___ PROVIDED DATA ___
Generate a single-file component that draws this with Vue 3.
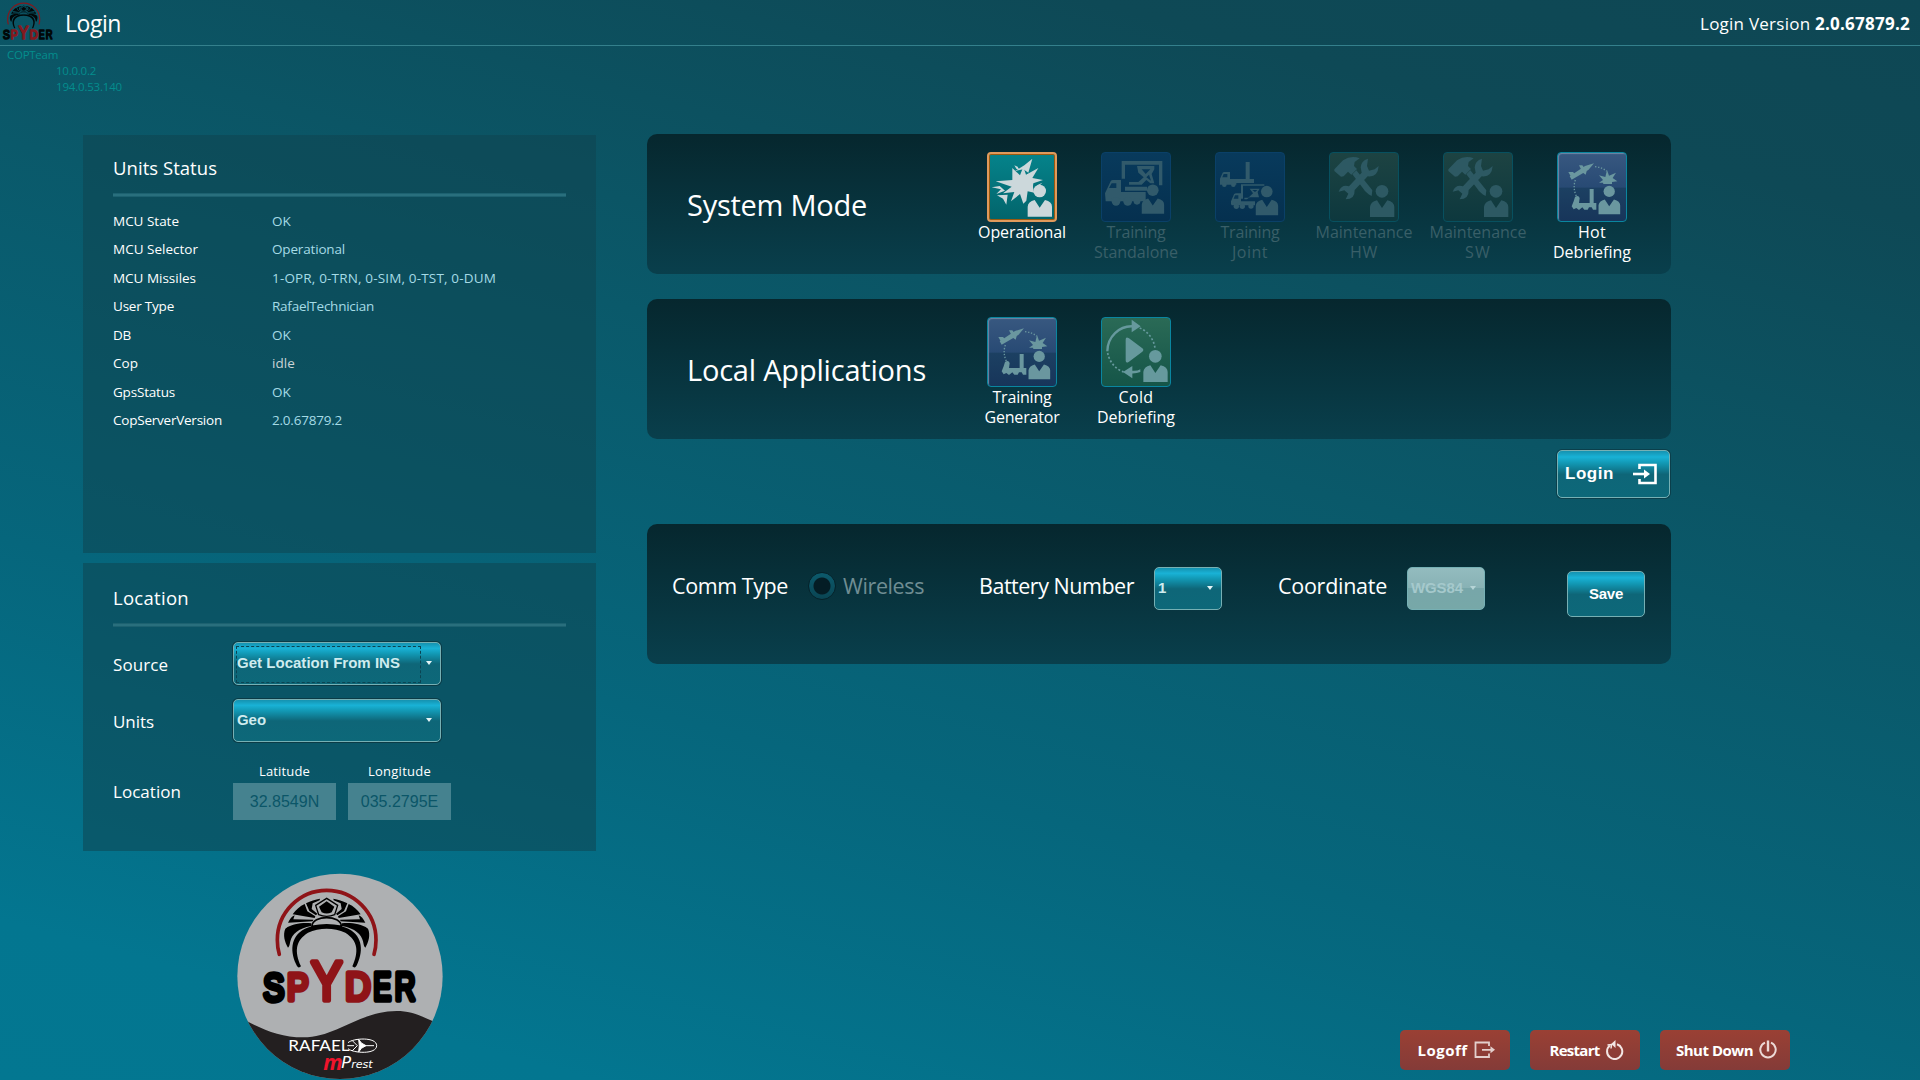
<script setup>
const status = [
  ['MCU State', 'OK', 66, 19],
  ['MCU Selector', 'Operational', 85, 73],
  ['MCU Missiles', '1-OPR, 0-TRN, 0-SIM, 0-TST, 0-DUM', 83, 224],
  ['User Type', 'RafaelTechnician', 61, 102],
  ['DB', 'OK', 18, 19],
  ['Cop', 'idle', 25, 23],
  ['GpsStatus', 'OK', 62, 19],
  ['CopServerVersion', '2.0.67879.2', 109, 70],
]

const modes = [
  { icon: 'blast', kind: 'active', lines: [['Operational', 88]] },
  { icon: 'truck', kind: 'navy', off: true, lines: [['Training', 59], ['Standalone', 84]] },
  { icon: 'joint', kind: 'navy', off: true, lines: [['Training', 59], ['Joint', 36]] },
  { icon: 'tools', kind: 'olive', off: true, lines: [['Maintenance', 97], ['HW', 28]] },
  { icon: 'tools', kind: 'olive', off: true, lines: [['Maintenance', 97], ['SW', 26]] },
  { icon: 'launch', kind: 'blue', lines: [['Hot', 28], ['Debriefing', 78]] },
]

const apps = [
  { icon: 'launch', kind: 'blue', lines: [['Training', 59], ['Generator', 75]] },
  { icon: 'replay', kind: 'green', lines: [['Cold', 35], ['Debriefing', 78]] },
]

// Tracks a label so that it fills the given width in pixels.
const vFit = {
  mounted(el, { value }) {
    const w = el.getBoundingClientRect().width
    el.style.letterSpacing = `${(value - w) / el.textContent.length}px`
  },
}
</script>

<template>
  <div class="screen">
    <svg class="defs" aria-hidden="true">
      <symbol id="brand" viewBox="120 80 480 360">
        <path d="M178 283C173 268 172 254 172 240A148 149 0 0 1 468 240C468 254 467 268 462 283" fill="none" stroke="#8f1418" stroke-width="11" stroke-linecap="round" />
        <g fill="#000">
          <path d="M243 319C236 326 232 321 228 312C208 268 214 222 262 203C298 190 342 190 378 203C426 222 432 268 412 312C408 321 404 326 397 319C417 274 414 242 376 218C342 202 298 202 264 218C226 242 223 274 243 319Z" />
          <path d="M274 190C248 188 218 190 196 206C188 224 194 246 204 263C209 260 209 252 211 244C216 222 234 206 274 198Z" />
          <path d="M366 190C392 188 422 190 444 206C452 224 446 246 436 263C431 260 431 252 429 244C424 222 406 206 366 198Z" />
          <path d="M278 184L204 188C210 176 216 169 224 166L220 178L280 179Z" />
          <path d="M362 184L436 188C430 176 424 169 416 166L420 178L360 179Z" />
          <path d="M284 174L218 163C228 149 240 138 254 132L262 154L286 169Z" />
          <path d="M356 174L422 163C412 149 400 138 386 132L378 154L354 169Z" />
          <path d="M288 166L268 153L258 130C272 123 286 118 300 116L299 121L278 130L275 147L292 161Z" />
          <path d="M352 166L372 153L382 130C368 123 354 118 340 116L341 121L362 130L365 147L348 161Z" />
          <path d="M320 124L343 140L335 157Q320 164 305 157L297 140Z" />
        </g>
        <path d="M320 115L287 136L296 164Q320 174 344 164L353 136Z" fill="none" stroke="#000" stroke-width="4" />
        <path d="M276 199C276 164 364 164 364 199Q320 190 276 199Z" fill="var(--hub)" stroke="#000" stroke-width="5" />
        <g class="word" stroke-width="16" stroke-linejoin="round">
          <text x="130" y="422" font-size="115" textLength="63" lengthAdjust="spacingAndGlyphs">S</text>
          <text class="red" x="201" y="420" font-size="113" textLength="65" lengthAdjust="spacingAndGlyphs">P</text>
          <text x="460" y="421" font-size="115" textLength="54" lengthAdjust="spacingAndGlyphs">E</text>
          <text x="524" y="421" font-size="115" textLength="62" lengthAdjust="spacingAndGlyphs">R</text>
          <text class="red" x="376" y="420" font-size="115" textLength="76" lengthAdjust="spacingAndGlyphs">D</text>
          <text class="red" x="273" y="420" font-size="166" textLength="94" lengthAdjust="spacingAndGlyphs">Y</text>
        </g>
      </symbol>
      <symbol id="person" viewBox="0 0 210 210">
        <circle cx="158" cy="117" r="19" />
        <path d="M122 194V164Q123 149 143 144L158 167L174 144Q195 149 195 164V194Z" />
      </symbol>
      <symbol id="blast" viewBox="0 0 210 210">
        <path d="M76 48L99 70L109 44L117 68L154 48L136 78L168 84L139 94Q136 110 142 122L122 118L118 146L109 155L99 126L72 148L82 120L48 124L74 104L26 88L76 84Z" />
        <path d="M136 20L124 62L109 52L84 57L112 40ZM14 106L38 102L54 116L28 126L42 112ZM30 130L62 128L58 158L48 140ZM82 40L92 44L97 54L88 50ZM150 100L166 92L154 104Z" />
        <use href="#person" />
      </symbol>
      <symbol id="truck" viewBox="0 0 210 210">
        <path d="M62 27H184V100H174V38H72V80H62ZM72 104H138V116H72ZM12 124L29 88Q31 84 36 84H60V120H134V148H14Z" />
        <path d="M108 42H160V52L152 66L160 94H148L136 84L122 98H84V90H112L128 76L112 62ZM122 52L134 66L148 52ZM144 68L136 76L150 86Z" fill-rule="evenodd" />
        <circle cx="45" cy="148" r="13" /><circle cx="80" cy="148" r="13" /><circle cx="108" cy="148" r="10" />
        <path d="M32 94H46V108H24Z" class="cut" />
        <use href="#person" transform="translate(10 7) scale(.92)" />
      </symbol>
      <symbol id="joint" viewBox="0 0 210 210">
        <path d="M15 92V80L23 62Q24 60 28 60H45V81H92V30H104V81H117V93H64V98H15ZM78 97H148V101H84V140H78ZM48 156V148L57 127Q59 124 64 124H78V148H120V160H50Z" />
        <path d="M104 110H134L128 120L132 136H104L96 142H88V137H100L114 124ZM112 114L120 120L127 114Z" fill-rule="evenodd" />
        <circle cx="28" cy="98" r="7" /><circle cx="55" cy="98" r="7" /><circle cx="64" cy="163" r="8" /><circle cx="82" cy="163" r="8" /><circle cx="108" cy="162" r="8" />
        <path d="M26 66H37V76H22ZM60 130H70V140H56Z" class="cut" />
        <use href="#person" transform="translate(10 11) scale(.92)" />
      </symbol>
      <symbol id="tools" viewBox="0 0 210 210">
        <path d="M16 52L42 25Q66 9 92 19L77 30L75 42L84 51L67 68L57 59L44 73L36 74L16 57Z" />
        <path d="M70 67L82 55L130 115L128 132Q110 122 103 110Z" />
        <path d="M117 20Q96 26 95 46L98 62L60 103Q38 96 29 119L46 115L58 125L50 142Q78 142 77 114L116 73Q146 77 149 42L137 52L120 56L114 42Z" />
        <use href="#person" transform="translate(1 1)" />
      </symbol>
      <symbol id="launch" viewBox="0 0 210 210">
        <path d="M38 73L84 42L111 34L94 54L44 83ZM34 60L48 60L56 68L42 74ZM66 40L76 40L82 48L72 52ZM78 62L90 54L86 68Z" />
        <path d="M114 44Q136 46 149 58M55 84Q46 110 60 136" fill="none" stroke="currentColor" stroke-width="4" stroke-dasharray="4 5" />
        <path d="M150 54L156 71L177 62L167 78L181 88L165 90V96H139L138 92L126 92L138 84L126 70L145 75Z" />
        <path d="M44 163L50 148L54 135Q64 128 68 138L66 153H98V111H110V153H118V173H108L104 166H96L92 173H82L76 166L66 174L58 168L50 172Z" />
        <use href="#person" transform="translate(16 14) scale(.89)" />
      </symbol>
      <symbol id="replay" viewBox="0 0 210 210">
        <path d="M19 103A73 76 0 0 1 96 28" fill="none" stroke="currentColor" stroke-width="7" />
        <path d="M116 33A73 76 0 0 1 162 94M20 108A73 76 0 0 0 68 165" fill="none" stroke="currentColor" stroke-width="5" stroke-dasharray="6 6" />
        <path d="M92 8L119 28L92 46ZM94 147V184L66 165ZM90 161Q108 163 118 157V165Q106 170 90 169ZM74 68V130Q74 141 84 134L124 104Q130 99 124 94L84 64Q74 58 74 68Z" />
        <use href="#person" transform="translate(5 1)" />
      </symbol>
    </svg>

    <header class="bar">
      <svg class="mini"><use href="#brand" /></svg>
      <h1><span v-fit="56">Login</span></h1>
      <div class="version"><span v-fit="210">Login Version <b>2.0.67879.2</b></span></div>
    </header>
    <div class="net">
      <div class="team"><span v-fit="51">COPTeam</span></div>
      <div><span v-fit="40">10.0.0.2</span></div>
      <div><span v-fit="66">194.0.53.140</span></div>
    </div>

    <main>
      <div class="left">
        <section class="card units">
          <h2><span v-fit="104">Units Status</span></h2>
          <hr />
          <div v-for="r in status" :key="r[0]" class="stat">
            <div class="key"><span v-fit="r[2]">{{ r[0] }}</span></div>
            <div class="val" :class="{ idle: r[1] === 'idle' }"><span v-fit="r[3]">{{ r[1] }}</span></div>
          </div>
        </section>
        <section class="card loc">
          <h2><span v-fit="76">Location</span></h2>
          <hr />
          <div class="field first">
            <label><span v-fit="55">Source</span></label>
            <div class="combo wide focus"><i class="ring"></i><span v-fit="163">Get Location From INS</span><i class="caret"></i></div>
          </div>
          <div class="field second">
            <label><span v-fit="41">Units</span></label>
            <div class="combo wide"><span v-fit="29">Geo</span><i class="caret"></i></div>
          </div>
          <div class="field third">
            <label><span v-fit="68">Location</span></label>
            <div class="coord"><em><span v-fit="51">Latitude</span></em><div class="box">32.8549N</div></div>
            <div class="coord"><em><span v-fit="63">Longitude</span></em><div class="box">035.2795E</div></div>
          </div>
        </section>
      </div>

      <div class="right">
        <section class="panel">
          <h3><span v-fit="180">System Mode</span></h3>
          <div v-for="(m, i) in modes" :key="i" class="tile" :class="{ off: m.off }">
            <div class="icon" :class="m.kind"><svg><use :href="'#' + m.icon" /></svg></div>
            <div v-for="l in m.lines" :key="l[0]" class="cap"><span v-fit="l[1]">{{ l[0] }}</span></div>
          </div>
        </section>
        <section class="panel">
          <h3><span v-fit="239">Local Applications</span></h3>
          <div v-for="(m, i) in apps" :key="i" class="tile">
            <div class="icon" :class="m.kind"><svg><use :href="'#' + m.icon" /></svg></div>
            <div v-for="l in m.lines" :key="l[0]" class="cap"><span v-fit="l[1]">{{ l[0] }}</span></div>
          </div>
        </section>
        <button class="btn login">
          <span v-fit="49">Login</span>
          <svg width="26" height="22" viewBox="0 0 26 22" fill="none" stroke="#fff">
            <path d="M7.5 6V2H23.5V20H7.5V16" stroke-width="2.6" />
            <path d="M1 11H14" stroke-width="2.6" /><path d="M12 6.5L18 11L12 15.5Z" fill="#fff" stroke="none" />
          </svg>
        </button>
        <section class="panel comm">
          <div class="lbl c1"><span v-fit="116">Comm Type</span></div>
          <div class="radio"></div>
          <div class="lbl c2"><span v-fit="81">Wireless</span></div>
          <div class="lbl c3"><span v-fit="155">Battery Number</span></div>
          <div class="combo num"><span>1</span><i class="caret"></i></div>
          <div class="lbl c4"><span v-fit="109">Coordinate</span></div>
          <div class="combo dis"><span v-fit="52">WGS84</span><i class="caret"></i></div>
          <button class="btn save"><span v-fit="34">Save</span></button>
        </section>
      </div>
    </main>

    <footer>
      <svg class="logo" viewBox="0 0 720 660">
        <clipPath id="disc"><circle cx="360" cy="349" r="308" /></clipPath>
        <g clip-path="url(#disc)">
          <rect width="720" height="660" fill="#aeb0b2" />
          <path d="M50 466C110 500 170 532 250 532C350 532 420 453 530 453C580 453 620 474 680 505V660H50Z" fill="#231f20" />
        </g>
        <use href="#brand" x="120" y="80" width="480" height="360" />
        <text class="rafael" x="205" y="573" textLength="184" lengthAdjust="spacingAndGlyphs">RAFAEL</text>
        <g fill="none" stroke="#fff" stroke-width="3">
          <path d="M384 566C400 580 470 584 470 557C470 530 400 534 384 548" />
          <path d="M382 557H402M436 557H462M396 541L412 557L396 573" />
          <path d="M416 538L424 549L438 557L424 565L416 576L418 557Z" fill="#fff" />
        </g>
        <text class="em" x="310" y="631" textLength="58" lengthAdjust="spacingAndGlyphs">m</text>
        <text class="prest" x="364" y="624" textLength="94" lengthAdjust="spacingAndGlyphs"><tspan font-size="50">P</tspan>rest</text>
      </svg>
      <div class="power">
        <button><span v-fit="50">Logoff</span>
          <svg width="22" height="18" viewBox="0 0 22 18" fill="none" stroke="#e3cfcc" stroke-width="1.8"><path d="M15 5V1.5H1.5V16H15V12.500M8 8.800H18" /><path d="M16.500 5.300L21 8.800L16.500 12.300Z" fill="#e3cfcc" stroke="none" /></svg>
        </button>
        <button><span v-fit="50">Restart</span>
          <svg width="18" height="20" viewBox="0 0 18 20" fill="none" stroke="#f3e6e4" stroke-width="2"><path d="M11 4.200A7.600 7.600 0 1 1 3.800 5.600" /><path d="M9.500 0V8L5.200 4Z" fill="#f3e6e4" stroke="none" /><path d="M1.500 5L5.500 4.500L5 8.500" stroke-width="1.500" /></svg>
        </button>
        <button class="wide"><span v-fit="77">Shut Down</span>
          <svg width="18" height="19" viewBox="0 0 18 19" fill="none" stroke="#ecd9d6" stroke-width="2"><path d="M6 2.600A7.700 7.700 0 1 0 12 2.600" /><path d="M9 0.500V11.500" stroke-width="2.400" /></svg>
        </button>
      </div>
    </footer>
  </div>
</template>

<style>
body { margin: 0; overflow: hidden; }
</style>

<style scoped>
.screen {
  width: 1920px; height: 1080px; overflow: hidden;
  background: linear-gradient(195deg, #0e4754 0%, #0e4956 14%, #0a596a 41%, #06667c 66%, #037690 90%, #037791 100%);
  font-family: "Open Sans", "Noto Sans", sans-serif; color: #fff;
}
.defs { display: none; }
span { display: inline-block; white-space: pre; }
h1, h2, h3 { margin: 0; font-weight: 400; }

.bar { display: flex; height: 45px; border-bottom: 1px solid #34808c; --hub: #0b5161; }
.mini { width: 52px; height: 39px; margin: 2px 0 0 2px; opacity: .9; }
.bar h1 { margin-left: 11px; font-size: 23px; line-height: 46px; }
.version { margin-left: auto; margin-right: 10px; font-size: 17px; line-height: 48px; }
.net { box-sizing: border-box; height: 48px; padding: 1px 0 0 56px; font-size: 11.500px; line-height: 16px; color: #048d8d; }
.team { margin-left: -49px; }

main { display: flex; height: 717px; padding: 41px 0 0 83px; }
.left { width: 513px; }
.card { box-sizing: border-box; padding: 0 30px; background: rgba(15, 67, 79, .52); }
.units { height: 418px; padding-top: 18px; margin-bottom: 10px; }
.loc { height: 288px; padding-top: 20px; }
h2 { font-size: 18.500px; line-height: 30px; }
hr { margin: 10px 0 0; border: 0; height: 4px; background: linear-gradient(#1c6170 0 1px, #296f7d 1px 3px, #1c6170 3px); }
.stat { display: flex; font-size: 13.500px; line-height: 28.500px; }
hr + .stat { margin-top: 9.600px; }
.key { width: 159px; }
.val { color: #a5dbe6; }
.idle { color: #c9d3d6; }

.field { display: flex; }
.field label { width: 120px; font-size: 17px; line-height: 46px; height: 44px; }
.first { margin-top: 15px; }
.second { margin-top: 13px; }
.third { margin-top: 18px; }
.third label { padding-top: 8px; }
.coord { width: 103px; margin-right: 12px; text-align: center; }
.coord em { display: block; font-style: normal; font-size: 13px; line-height: 22px; height: 22px; margin-top: -1px; }
.box { height: 37px; margin-top: 1px; background: #45828f; color: #0b5668; font: 16px/37px "Liberation Sans", Arial, sans-serif; }

.combo, .btn {
  box-sizing: border-box; border: 1px solid #76b0b4; border-radius: 5px;
  background: linear-gradient(#1592b0 0%, #19b2d6 13%, #1299b5 26%, #0e6678 51%, #0d6879 100%);
  font-family: "Liberation Sans", Arial, sans-serif; font-weight: 700;
}
.combo { display: flex; align-items: center; justify-content: space-between; position: relative; color: #cfecef; font-size: 15px; padding: 0 8px 2px 3px; }
.wide.combo { width: 208px; height: 43px; box-shadow: 0 0 0 1px #0b3b46; }
.ring { position: absolute; left: 2px; top: 3px; width: 185px; height: 37px; border: 1px dashed #0b4452; box-sizing: border-box; }
.caret { border: 3.500px solid transparent; border-top: 4px solid #e4f4f6; border-bottom: 0; }

.right { width: 1024px; margin-left: 51px; display: flex; flex-direction: column; }
.panel {
  box-sizing: border-box; display: flex; height: 140px; padding: 18px 0 0 40px; margin-bottom: 25px;
  border-radius: 10px; background: linear-gradient(#06272e, #093f4c); flex: none; margin-top: -1px;
}
.panel + .panel { margin-top: 0; }
h3 { width: 278px; font-size: 29px; line-height: 106px; }
.tile { width: 114px; text-align: center; }
.icon { box-sizing: border-box; width: 70px; height: 70px; margin: 0 auto; border: 1px solid #0a86a0; border-radius: 4px; }
.icon svg { display: block; width: 70px; height: 70px; margin: -1px; fill: currentColor; }
.active { border: 2px solid #e09a5c; background: linear-gradient(#05838b, #02646b); color: #ccd8db; box-shadow: inset 0 0 0 1px #9a5a10; }
.active svg { margin: -2px; }
.blue { background: linear-gradient(#385880, #284a74 50%, #1c4062 52%, #17355a); color: #6a979f; box-shadow: inset 1px 1px 1px #6f87a5; }
.green { background: linear-gradient(#2a6a56, #155548); color: #66999d; }
.navy { background: linear-gradient(#083a5c, #05304f); color: #315a6b; border-color: #0a4068; }
.olive { background: linear-gradient(#1d4342, #0d383e); color: #2d5963; border-color: #07505f; }
.cut { fill: #083757; }
.cap { font-size: 16px; line-height: 20px; margin: 0 -10px; }
.off .cap { color: #395f68; }

.btn { padding: 0; color: #fff; display: flex; align-items: center; }
.login { width: 113px; height: 48px; margin: -14px 1px 26px auto; padding: 0 11px 0 7px; justify-content: space-between; font-size: 17px; box-shadow: 0 0 0 1px #0b3f4b; flex: none; }
.comm { padding: 43px 0 0 25px; align-items: flex-start; margin-top: 0; }
.lbl { font-size: 21.500px; line-height: 38px; flex: none; }
.c1 { width: 136px; }
.radio { box-sizing: border-box; width: 28px; height: 28px; margin: 5px 7px 0 0; border-radius: 50%; border: 1px solid #05222a; background: radial-gradient(circle, #041d25 0 8px, transparent 9px), linear-gradient(#0c5a6c, #0a4553); flex: none; }
.c2 { width: 136px; color: #6f8d93; }
.c3 { width: 175px; }
.num { width: 68px; height: 43px; margin-right: 56px; }
.c4 { width: 129px; }
.dis { width: 78px; height: 43px; margin-right: 82px; background: linear-gradient(#93bcbf, #88b2b5 48%, #77a6a9 50%, #77a8a8); color: #a5c9cc; }
.dis .caret { border-top-color: #b5d4d6; }
.save { width: 78px; height: 46px; margin-top: 4px; padding-bottom: 2px; justify-content: center; font-size: 15px; }

footer { display: flex; height: 220px; padding: 9px 130px 0 220px; }
.logo { width: 240px; height: 220px; margin-top: -1px; --hub: #aeb0b2; flex: none; }
.word text { font-family: "Liberation Sans", Arial, sans-serif; font-weight: 400; fill: #000; stroke: #000; }
.word .red { fill: #8f1418; stroke: #8f1418; }
.rafael { font-family: Lato, sans-serif; font-size: 43px; fill: #fff; }
.em { font: italic 700 62px "Open Sans", sans-serif; fill: #f0142c; }
.prest { font: italic 34px "DejaVu Sans", sans-serif; fill: #fff; }
.power { display: flex; gap: 20px; margin: 169px 0 0 auto; }
.power button {
  width: 110px; height: 40px; padding: 0 0 1px 3px; border: 0; border-radius: 5px; display: flex; align-items: center; justify-content: center; gap: 6px;
  background: linear-gradient(#9a4034, #843b38); color: #fff; font: 700 15px "Open Sans", sans-serif;
}
.power .wide { width: 130px; }
</style>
___
Figure out how many lines of the data above include "that", then give the number and nothing more.

2